The GCs who get this right treat field performance data as a preconstruction asset. They tag completed projects with actual cost-per-unit figures by scope, note the site conditions that drove variance, and make that information searchable before the next similar bid drops. It takes discipline to build and almost nothing to maintain once it exists.
The ones who don’t are pricing the next job on assumptions that stopped being accurate two projects ago. The bids look right until the job starts, and then the cost report tells the story again.
Comms Center keeps every sub communication, bid history, and follow-up thread in one searchable place, so when a scope comes up again, the estimator isn’t starting from scratch. Combined with actual field notes on past performance, that history becomes the foundation for a number you can actually defend. Learn more at commscenter.com.
Frequently Asked Questions
- How do field productivity issues affect GC bid accuracy?

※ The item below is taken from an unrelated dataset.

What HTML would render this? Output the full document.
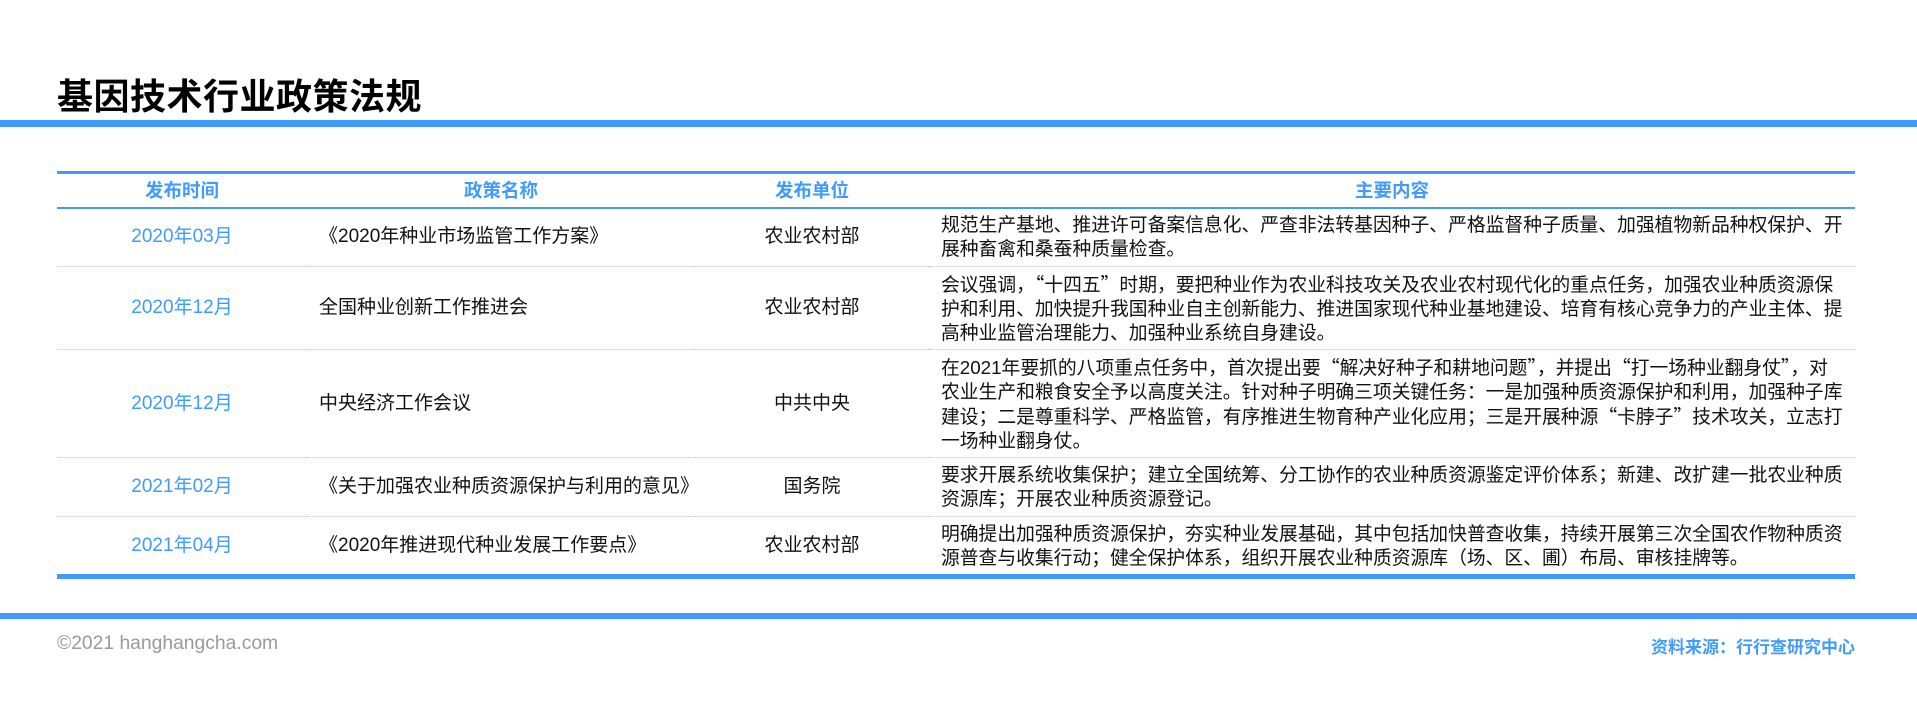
<!DOCTYPE html>
<html><head><meta charset="utf-8"><style>
*{margin:0;padding:0;box-sizing:border-box}
body{width:1917px;height:727px;background:#fff;position:relative;overflow:hidden;font-family:"Liberation Sans","Noto Sans CJK SC",sans-serif;color:#111}
.title{position:absolute;left:57px;top:68px;font-size:36px;font-weight:bold;color:#000;letter-spacing:0.5px}
.bar{position:absolute;left:0;width:1917px;background:#3f9bff}
table{position:absolute;left:57px;top:171px;width:1798px;border-collapse:collapse;font-size:19px}
th{color:#3f9bff;font-weight:bold;font-size:18.5px;height:35px;border-top:3px solid #3f9bff;border-bottom:2px solid #3f9bff;text-align:center}
td{border-bottom:1px dotted #c8c8c8;line-height:24px;vertical-align:middle}
td.d{color:#3f9bff;text-align:center}
td.n{padding-left:12px}
td.u{text-align:center}
td.c{padding:0 0 0 12px;font-size:18.8px;white-space:nowrap}
.q{font-family:"Noto Sans CJK SC",sans-serif}
tr.last td{border-bottom:5px solid #3f9bff}
.fl{position:absolute;left:57px;top:633px;font-size:19.3px;color:#9a9a9a}
.fr{position:absolute;right:62px;top:633px;font-size:17px;color:#3f9bff;font-weight:bold}
</style></head><body>
<div class="title">基因技术行业政策法规</div>
<div class="bar" style="top:120px;height:7px"></div>
<table>
<colgroup><col style="width:250px"><col style="width:388px"><col style="width:234px"><col></colgroup>
<tr><th>发布时间</th><th>政策名称</th><th>发布单位</th><th>主要内容</th></tr>
<tr style="height:59px"><td class="d">2020年03月</td><td class="n">《2020年种业市场监管工作方案》</td><td class="u">农业农村部</td><td class="c">规范生产基地、推进许可备案信息化、严查非法转基因种子、严格监督种子质量、加强植物新品种权保护、开<br>展种畜禽和桑蚕种质量检查。</td></tr>
<tr style="height:83px"><td class="d">2020年12月</td><td class="n">全国种业创新工作推进会</td><td class="u">农业农村部</td><td class="c">会议强调，<span class="q">“</span>十四五<span class="q">”</span>时期，要把种业作为农业科技攻关及农业农村现代化的重点任务，加强农业种质资源保<br>护和利用、加快提升我国种业自主创新能力、推进国家现代种业基地建设、培育有核心竞争力的产业主体、提<br>高种业监管治理能力、加强种业系统自身建设。</td></tr>
<tr style="height:108px"><td class="d">2020年12月</td><td class="n">中央经济工作会议</td><td class="u">中共中央</td><td class="c">在2021年要抓的八项重点任务中，首次提出要<span class="q">“</span>解决好种子和耕地问题<span class="q">”</span>，并提出<span class="q">“</span>打一场种业翻身仗<span class="q">”</span>，对<br>农业生产和粮食安全予以高度关注。针对种子明确三项关键任务：一是加强种质资源保护和利用，加强种子库<br>建设；二是尊重科学、严格监管，有序推进生物育种产业化应用；三是开展种源<span class="q">“</span>卡脖子<span class="q">”</span>技术攻关，立志打<br>一场种业翻身仗。</td></tr>
<tr style="height:59px"><td class="d">2021年02月</td><td class="n">《关于加强农业种质资源保护与利用的意见》</td><td class="u">国务院</td><td class="c">要求开展系统收集保护；建立全国统筹、分工协作的农业种质资源鉴定评价体系；新建、改扩建一批农业种质<br>资源库；开展农业种质资源登记。</td></tr>
<tr class="last" style="height:60px"><td class="d">2021年04月</td><td class="n">《2020年推进现代种业发展工作要点》</td><td class="u">农业农村部</td><td class="c">明确提出加强种质资源保护，夯实种业发展基础，其中包括加快普查收集，持续开展第三次全国农作物种质资<br>源普查与收集行动；健全保护体系，组织开展农业种质资源库（场、区、圃）布局、审核挂牌等。</td></tr>
</table>
<div class="bar" style="top:613px;height:6px"></div>
<div class="fl">©2021 hanghangcha.com</div>
<div class="fr">资料来源：行行查研究中心</div>
</body></html>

- When field performance data doesn't make it back to the estimating team, labor and productivity assumptions stay frozen at whatever the last bid used. Over multiple projects, this compounds into a pattern of consistent cost overruns on the same scope types, because the estimate is built on conditions that no longer reflect reality.
- What is the best way for a GC to capture field productivity data for future estimates?
- The most practical method is a direct conversation between the project manager and the estimator before job closeout, focused specifically on which cost codes ran over and what drove the variance. That data, tagged to the project type and site conditions, becomes a reference point for future bids on similar work.
- Should GC estimators use subcontractor historical performance when leveling bids?
- Yes. A sub's bid number only tells you what they're willing to say the job costs. Their performance history tells you what it actually cost them last time and whether their current number accounts for that. A low bid from a sub who ran significantly over on your last project together is a risk, not a deal.